## DATA EXCERPTS
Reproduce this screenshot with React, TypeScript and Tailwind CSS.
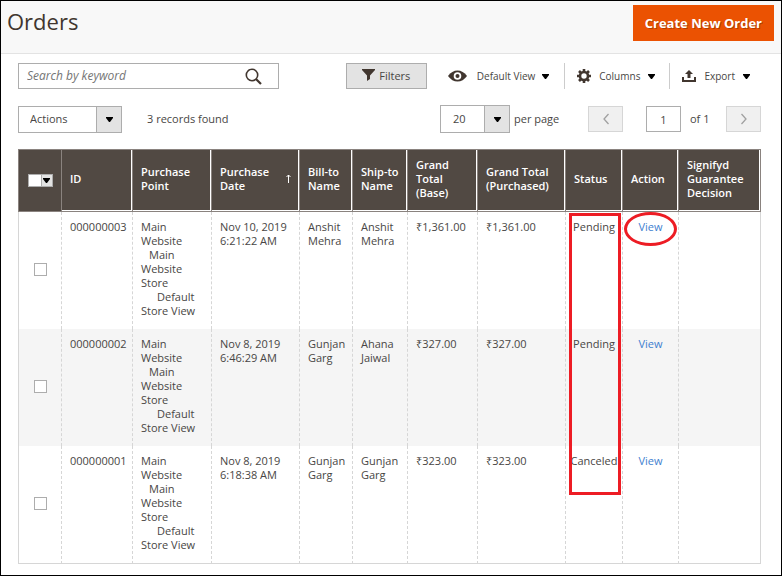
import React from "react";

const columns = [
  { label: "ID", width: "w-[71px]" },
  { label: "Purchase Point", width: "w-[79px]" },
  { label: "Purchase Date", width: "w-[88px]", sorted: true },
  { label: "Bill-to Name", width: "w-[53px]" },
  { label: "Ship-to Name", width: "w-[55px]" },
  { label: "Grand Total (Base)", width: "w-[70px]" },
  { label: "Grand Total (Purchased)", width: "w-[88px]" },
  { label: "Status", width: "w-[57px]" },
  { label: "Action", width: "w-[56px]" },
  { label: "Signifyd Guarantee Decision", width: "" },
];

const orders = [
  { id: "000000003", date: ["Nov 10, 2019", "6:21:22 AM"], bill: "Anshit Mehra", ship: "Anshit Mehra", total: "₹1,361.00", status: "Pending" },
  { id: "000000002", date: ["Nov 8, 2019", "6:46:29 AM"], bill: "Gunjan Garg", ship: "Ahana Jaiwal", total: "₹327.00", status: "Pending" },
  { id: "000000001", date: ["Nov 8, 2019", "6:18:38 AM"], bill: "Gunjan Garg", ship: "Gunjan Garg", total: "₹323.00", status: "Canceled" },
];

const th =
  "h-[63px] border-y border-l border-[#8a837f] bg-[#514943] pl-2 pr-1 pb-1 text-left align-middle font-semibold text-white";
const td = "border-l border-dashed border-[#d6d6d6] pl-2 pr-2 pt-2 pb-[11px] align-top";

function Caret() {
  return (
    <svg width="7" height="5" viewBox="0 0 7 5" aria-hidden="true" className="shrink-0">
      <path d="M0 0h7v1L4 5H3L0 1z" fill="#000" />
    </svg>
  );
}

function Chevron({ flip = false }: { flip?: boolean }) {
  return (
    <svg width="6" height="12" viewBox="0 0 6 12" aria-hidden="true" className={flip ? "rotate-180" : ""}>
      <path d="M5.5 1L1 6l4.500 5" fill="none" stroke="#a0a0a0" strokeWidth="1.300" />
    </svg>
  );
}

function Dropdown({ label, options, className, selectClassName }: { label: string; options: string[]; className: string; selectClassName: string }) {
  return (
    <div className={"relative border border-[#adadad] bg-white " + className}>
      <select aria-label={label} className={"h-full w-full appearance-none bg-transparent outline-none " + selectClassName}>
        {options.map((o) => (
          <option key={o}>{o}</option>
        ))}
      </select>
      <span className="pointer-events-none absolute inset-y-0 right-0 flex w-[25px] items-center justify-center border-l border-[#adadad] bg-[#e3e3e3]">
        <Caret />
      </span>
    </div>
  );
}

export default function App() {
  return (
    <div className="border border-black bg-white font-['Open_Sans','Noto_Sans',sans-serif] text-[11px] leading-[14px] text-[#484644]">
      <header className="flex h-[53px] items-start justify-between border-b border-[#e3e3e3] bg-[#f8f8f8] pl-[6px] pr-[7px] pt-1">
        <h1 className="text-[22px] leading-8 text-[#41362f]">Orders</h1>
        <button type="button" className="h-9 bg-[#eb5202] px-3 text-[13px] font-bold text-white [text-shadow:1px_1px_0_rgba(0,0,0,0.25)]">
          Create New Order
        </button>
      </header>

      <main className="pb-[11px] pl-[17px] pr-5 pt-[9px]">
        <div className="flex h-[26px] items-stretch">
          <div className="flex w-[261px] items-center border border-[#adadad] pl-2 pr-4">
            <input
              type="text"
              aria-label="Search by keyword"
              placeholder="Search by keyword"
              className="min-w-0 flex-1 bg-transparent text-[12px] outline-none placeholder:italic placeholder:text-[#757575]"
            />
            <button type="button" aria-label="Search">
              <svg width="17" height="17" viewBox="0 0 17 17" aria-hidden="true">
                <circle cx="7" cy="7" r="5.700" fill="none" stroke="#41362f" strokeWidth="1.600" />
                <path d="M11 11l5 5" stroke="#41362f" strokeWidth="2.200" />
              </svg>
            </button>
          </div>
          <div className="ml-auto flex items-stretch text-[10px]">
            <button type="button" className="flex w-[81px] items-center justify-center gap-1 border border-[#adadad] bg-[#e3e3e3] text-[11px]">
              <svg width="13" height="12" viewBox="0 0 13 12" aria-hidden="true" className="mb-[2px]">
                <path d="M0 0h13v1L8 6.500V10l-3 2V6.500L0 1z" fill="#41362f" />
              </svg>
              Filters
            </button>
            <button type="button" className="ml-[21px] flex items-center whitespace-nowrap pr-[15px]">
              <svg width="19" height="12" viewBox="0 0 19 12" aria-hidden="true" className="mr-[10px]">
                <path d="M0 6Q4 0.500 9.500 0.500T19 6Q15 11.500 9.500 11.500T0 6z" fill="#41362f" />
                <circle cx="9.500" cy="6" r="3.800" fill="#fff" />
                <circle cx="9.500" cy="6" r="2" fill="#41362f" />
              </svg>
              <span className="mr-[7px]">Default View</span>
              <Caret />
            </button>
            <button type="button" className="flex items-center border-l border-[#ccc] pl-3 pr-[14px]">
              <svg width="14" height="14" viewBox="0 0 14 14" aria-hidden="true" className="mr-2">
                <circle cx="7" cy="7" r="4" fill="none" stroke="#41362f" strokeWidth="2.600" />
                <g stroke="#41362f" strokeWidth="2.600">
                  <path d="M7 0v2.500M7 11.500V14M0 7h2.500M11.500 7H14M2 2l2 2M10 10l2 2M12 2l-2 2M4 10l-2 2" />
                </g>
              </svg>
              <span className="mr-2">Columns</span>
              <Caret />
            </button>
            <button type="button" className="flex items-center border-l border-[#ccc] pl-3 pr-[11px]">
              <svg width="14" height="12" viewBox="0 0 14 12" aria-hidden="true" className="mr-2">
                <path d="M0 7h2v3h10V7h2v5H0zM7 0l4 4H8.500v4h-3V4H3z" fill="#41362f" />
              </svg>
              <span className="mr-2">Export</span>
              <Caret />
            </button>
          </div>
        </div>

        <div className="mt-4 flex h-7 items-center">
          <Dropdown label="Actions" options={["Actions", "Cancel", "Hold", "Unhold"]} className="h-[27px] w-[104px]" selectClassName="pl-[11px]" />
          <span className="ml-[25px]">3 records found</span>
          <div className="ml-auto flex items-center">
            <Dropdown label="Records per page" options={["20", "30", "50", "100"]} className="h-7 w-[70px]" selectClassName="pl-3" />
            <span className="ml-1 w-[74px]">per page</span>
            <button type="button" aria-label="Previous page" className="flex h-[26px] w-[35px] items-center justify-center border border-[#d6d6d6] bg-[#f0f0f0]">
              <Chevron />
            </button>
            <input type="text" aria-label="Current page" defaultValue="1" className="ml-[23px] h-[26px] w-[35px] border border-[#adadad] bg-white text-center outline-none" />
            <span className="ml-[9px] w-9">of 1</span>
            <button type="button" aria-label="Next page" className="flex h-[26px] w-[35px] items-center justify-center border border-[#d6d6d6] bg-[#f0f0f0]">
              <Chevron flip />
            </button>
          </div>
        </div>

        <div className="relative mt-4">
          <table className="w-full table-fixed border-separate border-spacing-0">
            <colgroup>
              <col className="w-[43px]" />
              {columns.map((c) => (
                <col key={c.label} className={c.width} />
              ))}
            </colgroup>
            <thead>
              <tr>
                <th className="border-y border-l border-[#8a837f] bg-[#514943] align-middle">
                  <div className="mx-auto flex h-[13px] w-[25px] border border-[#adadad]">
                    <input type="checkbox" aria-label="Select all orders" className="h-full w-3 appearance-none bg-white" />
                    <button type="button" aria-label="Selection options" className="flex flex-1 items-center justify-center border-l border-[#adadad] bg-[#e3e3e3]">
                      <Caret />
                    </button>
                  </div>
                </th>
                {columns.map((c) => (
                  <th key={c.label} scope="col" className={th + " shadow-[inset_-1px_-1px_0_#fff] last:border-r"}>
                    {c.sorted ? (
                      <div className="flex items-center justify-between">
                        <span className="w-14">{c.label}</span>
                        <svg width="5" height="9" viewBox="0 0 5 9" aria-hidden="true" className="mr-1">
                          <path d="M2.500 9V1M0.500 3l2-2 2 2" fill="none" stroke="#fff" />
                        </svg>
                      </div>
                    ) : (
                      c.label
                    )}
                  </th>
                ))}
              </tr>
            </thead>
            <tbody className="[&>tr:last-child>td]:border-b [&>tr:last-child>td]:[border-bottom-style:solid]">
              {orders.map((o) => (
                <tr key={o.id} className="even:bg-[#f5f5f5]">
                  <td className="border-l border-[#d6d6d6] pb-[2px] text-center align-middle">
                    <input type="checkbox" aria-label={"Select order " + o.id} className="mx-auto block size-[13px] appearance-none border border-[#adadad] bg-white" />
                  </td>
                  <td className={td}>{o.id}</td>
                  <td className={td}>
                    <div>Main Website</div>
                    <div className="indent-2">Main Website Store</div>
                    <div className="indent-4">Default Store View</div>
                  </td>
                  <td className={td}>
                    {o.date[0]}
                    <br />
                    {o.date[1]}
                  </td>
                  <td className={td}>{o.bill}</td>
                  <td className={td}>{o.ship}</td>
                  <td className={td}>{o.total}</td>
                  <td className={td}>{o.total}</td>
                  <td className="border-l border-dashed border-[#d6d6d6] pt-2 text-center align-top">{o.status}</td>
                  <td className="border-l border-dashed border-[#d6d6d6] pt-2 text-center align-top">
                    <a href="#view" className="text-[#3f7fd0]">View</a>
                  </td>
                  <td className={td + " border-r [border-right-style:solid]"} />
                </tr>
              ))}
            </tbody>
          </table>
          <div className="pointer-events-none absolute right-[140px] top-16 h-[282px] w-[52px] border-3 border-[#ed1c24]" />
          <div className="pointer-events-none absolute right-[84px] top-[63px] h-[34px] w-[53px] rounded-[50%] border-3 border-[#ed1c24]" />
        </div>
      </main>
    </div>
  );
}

--

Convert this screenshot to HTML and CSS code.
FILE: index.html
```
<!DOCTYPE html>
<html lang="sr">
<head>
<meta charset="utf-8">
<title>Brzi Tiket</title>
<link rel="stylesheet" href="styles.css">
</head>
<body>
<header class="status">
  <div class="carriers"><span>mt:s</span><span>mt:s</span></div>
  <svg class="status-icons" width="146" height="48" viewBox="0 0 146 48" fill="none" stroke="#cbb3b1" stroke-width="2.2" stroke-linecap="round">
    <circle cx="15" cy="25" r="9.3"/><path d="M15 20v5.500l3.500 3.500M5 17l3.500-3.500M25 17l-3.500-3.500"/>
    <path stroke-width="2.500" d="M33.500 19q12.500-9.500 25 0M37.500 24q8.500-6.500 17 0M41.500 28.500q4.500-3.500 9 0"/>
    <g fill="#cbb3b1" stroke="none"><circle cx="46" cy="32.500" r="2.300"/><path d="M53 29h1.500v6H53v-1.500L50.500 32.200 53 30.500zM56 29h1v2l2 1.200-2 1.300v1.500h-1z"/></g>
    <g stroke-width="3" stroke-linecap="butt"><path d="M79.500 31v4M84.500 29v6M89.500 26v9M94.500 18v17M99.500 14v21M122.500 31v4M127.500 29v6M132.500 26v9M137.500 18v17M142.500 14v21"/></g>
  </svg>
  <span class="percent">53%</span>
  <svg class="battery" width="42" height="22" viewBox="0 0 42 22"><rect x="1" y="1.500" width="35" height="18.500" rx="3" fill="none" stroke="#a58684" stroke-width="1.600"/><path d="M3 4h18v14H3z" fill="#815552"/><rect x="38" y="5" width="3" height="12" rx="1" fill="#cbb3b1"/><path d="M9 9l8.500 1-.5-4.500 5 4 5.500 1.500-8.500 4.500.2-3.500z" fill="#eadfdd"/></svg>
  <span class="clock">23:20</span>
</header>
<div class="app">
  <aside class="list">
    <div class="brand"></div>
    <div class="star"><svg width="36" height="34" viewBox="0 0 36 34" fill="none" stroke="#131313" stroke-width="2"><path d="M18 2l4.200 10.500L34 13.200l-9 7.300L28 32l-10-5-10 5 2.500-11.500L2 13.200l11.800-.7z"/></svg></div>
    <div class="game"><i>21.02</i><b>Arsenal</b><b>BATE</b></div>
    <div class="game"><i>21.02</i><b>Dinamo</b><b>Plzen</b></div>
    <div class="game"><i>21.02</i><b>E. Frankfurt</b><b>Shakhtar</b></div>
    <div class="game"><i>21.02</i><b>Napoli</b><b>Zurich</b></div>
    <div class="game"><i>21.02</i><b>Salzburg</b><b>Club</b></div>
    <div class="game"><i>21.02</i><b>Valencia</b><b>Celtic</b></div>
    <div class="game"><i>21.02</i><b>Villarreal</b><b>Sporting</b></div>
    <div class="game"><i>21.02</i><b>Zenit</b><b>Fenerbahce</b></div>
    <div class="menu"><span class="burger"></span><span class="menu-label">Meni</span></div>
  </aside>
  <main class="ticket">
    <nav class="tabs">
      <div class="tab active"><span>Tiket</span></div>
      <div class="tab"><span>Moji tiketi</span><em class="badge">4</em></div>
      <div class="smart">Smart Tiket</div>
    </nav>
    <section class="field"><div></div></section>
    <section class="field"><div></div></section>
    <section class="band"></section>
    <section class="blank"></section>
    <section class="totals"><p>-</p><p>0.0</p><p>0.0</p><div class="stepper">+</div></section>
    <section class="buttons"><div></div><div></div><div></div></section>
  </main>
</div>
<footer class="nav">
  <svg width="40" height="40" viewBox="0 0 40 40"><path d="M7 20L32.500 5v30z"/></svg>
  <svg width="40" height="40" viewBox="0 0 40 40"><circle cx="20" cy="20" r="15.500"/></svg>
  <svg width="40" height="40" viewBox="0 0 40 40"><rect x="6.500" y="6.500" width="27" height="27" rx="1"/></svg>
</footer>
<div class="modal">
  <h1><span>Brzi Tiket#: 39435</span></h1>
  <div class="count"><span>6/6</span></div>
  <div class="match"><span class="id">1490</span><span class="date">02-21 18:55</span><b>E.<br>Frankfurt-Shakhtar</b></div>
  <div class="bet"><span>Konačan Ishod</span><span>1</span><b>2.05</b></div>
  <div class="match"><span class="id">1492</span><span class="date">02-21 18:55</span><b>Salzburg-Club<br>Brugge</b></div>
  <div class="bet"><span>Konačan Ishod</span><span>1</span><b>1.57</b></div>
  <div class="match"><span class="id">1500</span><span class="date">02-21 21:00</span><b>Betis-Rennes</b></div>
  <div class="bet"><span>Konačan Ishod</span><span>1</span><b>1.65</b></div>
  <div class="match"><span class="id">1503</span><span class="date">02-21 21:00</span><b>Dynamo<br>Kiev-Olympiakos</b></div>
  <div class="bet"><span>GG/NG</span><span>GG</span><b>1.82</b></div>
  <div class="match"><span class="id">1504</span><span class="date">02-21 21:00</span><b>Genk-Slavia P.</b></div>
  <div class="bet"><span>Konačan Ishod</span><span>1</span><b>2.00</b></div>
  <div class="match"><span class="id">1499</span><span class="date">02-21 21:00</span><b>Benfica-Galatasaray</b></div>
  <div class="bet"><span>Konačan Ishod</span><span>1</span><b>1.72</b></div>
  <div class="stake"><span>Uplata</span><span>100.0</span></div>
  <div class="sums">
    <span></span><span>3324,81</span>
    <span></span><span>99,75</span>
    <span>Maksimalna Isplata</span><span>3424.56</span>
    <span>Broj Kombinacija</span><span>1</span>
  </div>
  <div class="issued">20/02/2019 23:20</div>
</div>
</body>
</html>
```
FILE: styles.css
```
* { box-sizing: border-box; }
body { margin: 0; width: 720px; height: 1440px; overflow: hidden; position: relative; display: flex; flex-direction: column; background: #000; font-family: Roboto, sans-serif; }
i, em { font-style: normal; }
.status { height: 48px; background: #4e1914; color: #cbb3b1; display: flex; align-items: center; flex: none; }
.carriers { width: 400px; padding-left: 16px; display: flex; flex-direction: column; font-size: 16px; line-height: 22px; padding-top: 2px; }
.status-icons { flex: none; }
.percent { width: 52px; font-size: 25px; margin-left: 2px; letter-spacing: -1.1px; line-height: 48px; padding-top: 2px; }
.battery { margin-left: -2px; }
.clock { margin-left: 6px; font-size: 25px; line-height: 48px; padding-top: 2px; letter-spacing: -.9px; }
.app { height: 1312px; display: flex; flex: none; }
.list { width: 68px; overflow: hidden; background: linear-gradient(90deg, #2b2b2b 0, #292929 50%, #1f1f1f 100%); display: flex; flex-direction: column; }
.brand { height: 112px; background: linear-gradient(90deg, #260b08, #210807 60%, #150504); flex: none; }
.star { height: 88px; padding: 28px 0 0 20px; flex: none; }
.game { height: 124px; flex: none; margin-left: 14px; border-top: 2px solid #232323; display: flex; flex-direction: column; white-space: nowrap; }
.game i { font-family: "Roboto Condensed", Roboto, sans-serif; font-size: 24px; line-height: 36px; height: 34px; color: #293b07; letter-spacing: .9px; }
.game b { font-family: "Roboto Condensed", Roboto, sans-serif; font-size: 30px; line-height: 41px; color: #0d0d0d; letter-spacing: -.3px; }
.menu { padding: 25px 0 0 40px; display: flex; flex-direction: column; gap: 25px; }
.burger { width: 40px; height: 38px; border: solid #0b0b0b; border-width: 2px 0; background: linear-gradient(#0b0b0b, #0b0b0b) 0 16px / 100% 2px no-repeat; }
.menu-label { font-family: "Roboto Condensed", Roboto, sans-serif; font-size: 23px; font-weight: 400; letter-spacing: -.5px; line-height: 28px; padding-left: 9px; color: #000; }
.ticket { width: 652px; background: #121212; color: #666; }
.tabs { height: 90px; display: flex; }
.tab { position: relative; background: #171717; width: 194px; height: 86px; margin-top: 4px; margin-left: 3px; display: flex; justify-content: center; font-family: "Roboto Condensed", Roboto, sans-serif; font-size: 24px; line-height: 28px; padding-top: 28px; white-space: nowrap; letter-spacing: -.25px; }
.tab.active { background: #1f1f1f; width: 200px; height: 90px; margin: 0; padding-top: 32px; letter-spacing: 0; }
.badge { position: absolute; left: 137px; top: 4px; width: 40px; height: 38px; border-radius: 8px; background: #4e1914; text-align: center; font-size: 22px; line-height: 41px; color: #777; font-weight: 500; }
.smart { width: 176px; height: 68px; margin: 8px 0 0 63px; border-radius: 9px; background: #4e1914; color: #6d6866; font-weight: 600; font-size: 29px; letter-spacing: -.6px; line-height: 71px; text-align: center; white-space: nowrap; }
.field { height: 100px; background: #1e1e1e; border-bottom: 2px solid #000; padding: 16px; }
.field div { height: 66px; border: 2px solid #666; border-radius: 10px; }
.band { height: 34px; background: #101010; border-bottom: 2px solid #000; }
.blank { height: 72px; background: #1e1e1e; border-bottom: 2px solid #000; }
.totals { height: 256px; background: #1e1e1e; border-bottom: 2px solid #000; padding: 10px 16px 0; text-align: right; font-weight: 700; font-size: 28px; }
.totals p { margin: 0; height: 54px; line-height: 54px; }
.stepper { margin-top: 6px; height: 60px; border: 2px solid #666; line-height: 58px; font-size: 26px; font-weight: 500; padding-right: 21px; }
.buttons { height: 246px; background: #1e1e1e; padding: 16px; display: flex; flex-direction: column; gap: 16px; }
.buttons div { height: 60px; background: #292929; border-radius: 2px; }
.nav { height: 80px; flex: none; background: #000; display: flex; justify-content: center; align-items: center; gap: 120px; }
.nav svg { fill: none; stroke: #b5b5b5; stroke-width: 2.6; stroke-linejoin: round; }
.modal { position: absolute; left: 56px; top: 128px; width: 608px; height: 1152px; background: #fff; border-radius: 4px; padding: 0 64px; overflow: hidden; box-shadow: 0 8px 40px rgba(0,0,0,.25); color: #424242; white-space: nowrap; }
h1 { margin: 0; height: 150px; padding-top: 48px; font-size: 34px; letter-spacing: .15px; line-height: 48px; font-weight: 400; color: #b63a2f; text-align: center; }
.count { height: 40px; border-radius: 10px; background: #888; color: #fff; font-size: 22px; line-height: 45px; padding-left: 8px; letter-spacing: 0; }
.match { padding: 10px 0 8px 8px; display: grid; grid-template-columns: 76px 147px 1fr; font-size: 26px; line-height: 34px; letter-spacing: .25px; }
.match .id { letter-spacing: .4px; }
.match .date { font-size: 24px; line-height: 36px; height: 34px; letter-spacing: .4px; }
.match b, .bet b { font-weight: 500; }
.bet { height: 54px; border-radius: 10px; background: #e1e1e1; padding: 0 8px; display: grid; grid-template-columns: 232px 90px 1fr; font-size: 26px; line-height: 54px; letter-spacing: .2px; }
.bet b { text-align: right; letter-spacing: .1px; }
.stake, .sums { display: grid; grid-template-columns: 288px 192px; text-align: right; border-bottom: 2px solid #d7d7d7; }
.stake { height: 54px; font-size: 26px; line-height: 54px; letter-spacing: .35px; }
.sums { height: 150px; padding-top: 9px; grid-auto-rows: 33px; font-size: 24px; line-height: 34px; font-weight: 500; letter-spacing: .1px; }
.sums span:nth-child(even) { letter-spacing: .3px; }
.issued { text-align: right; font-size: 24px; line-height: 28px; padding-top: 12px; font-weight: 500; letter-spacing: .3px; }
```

## DESCRIPTION OF THE TASK
Using the data above, which lines fall from the one with "Reproduce this screenshot" through the one with "border-dashed border-[#d6d6d6] pl-2"? Repeat them exactly, ends included, minus any pictures.

## FULL RESPONSE
Reproduce this screenshot with React, TypeScript and Tailwind CSS.
import React from "react";

const columns = [
  { label: "ID", width: "w-[71px]" },
  { label: "Purchase Point", width: "w-[79px]" },
  { label: "Purchase Date", width: "w-[88px]", sorted: true },
  { label: "Bill-to Name", width: "w-[53px]" },
  { label: "Ship-to Name", width: "w-[55px]" },
  { label: "Grand Total (Base)", width: "w-[70px]" },
  { label: "Grand Total (Purchased)", width: "w-[88px]" },
  { label: "Status", width: "w-[57px]" },
  { label: "Action", width: "w-[56px]" },
  { label: "Signifyd Guarantee Decision", width: "" },
];

const orders = [
  { id: "000000003", date: ["Nov 10, 2019", "6:21:22 AM"], bill: "Anshit Mehra", ship: "Anshit Mehra", total: "₹1,361.00", status: "Pending" },
  { id: "000000002", date: ["Nov 8, 2019", "6:46:29 AM"], bill: "Gunjan Garg", ship: "Ahana Jaiwal", total: "₹327.00", status: "Pending" },
  { id: "000000001", date: ["Nov 8, 2019", "6:18:38 AM"], bill: "Gunjan Garg", ship: "Gunjan Garg", total: "₹323.00", status: "Canceled" },
];

const th =
  "h-[63px] border-y border-l border-[#8a837f] bg-[#514943] pl-2 pr-1 pb-1 text-left align-middle font-semibold text-white";
const td = "border-l border-dashed border-[#d6d6d6] pl-2 pr-2 pt-2 pb-[11px] align-top";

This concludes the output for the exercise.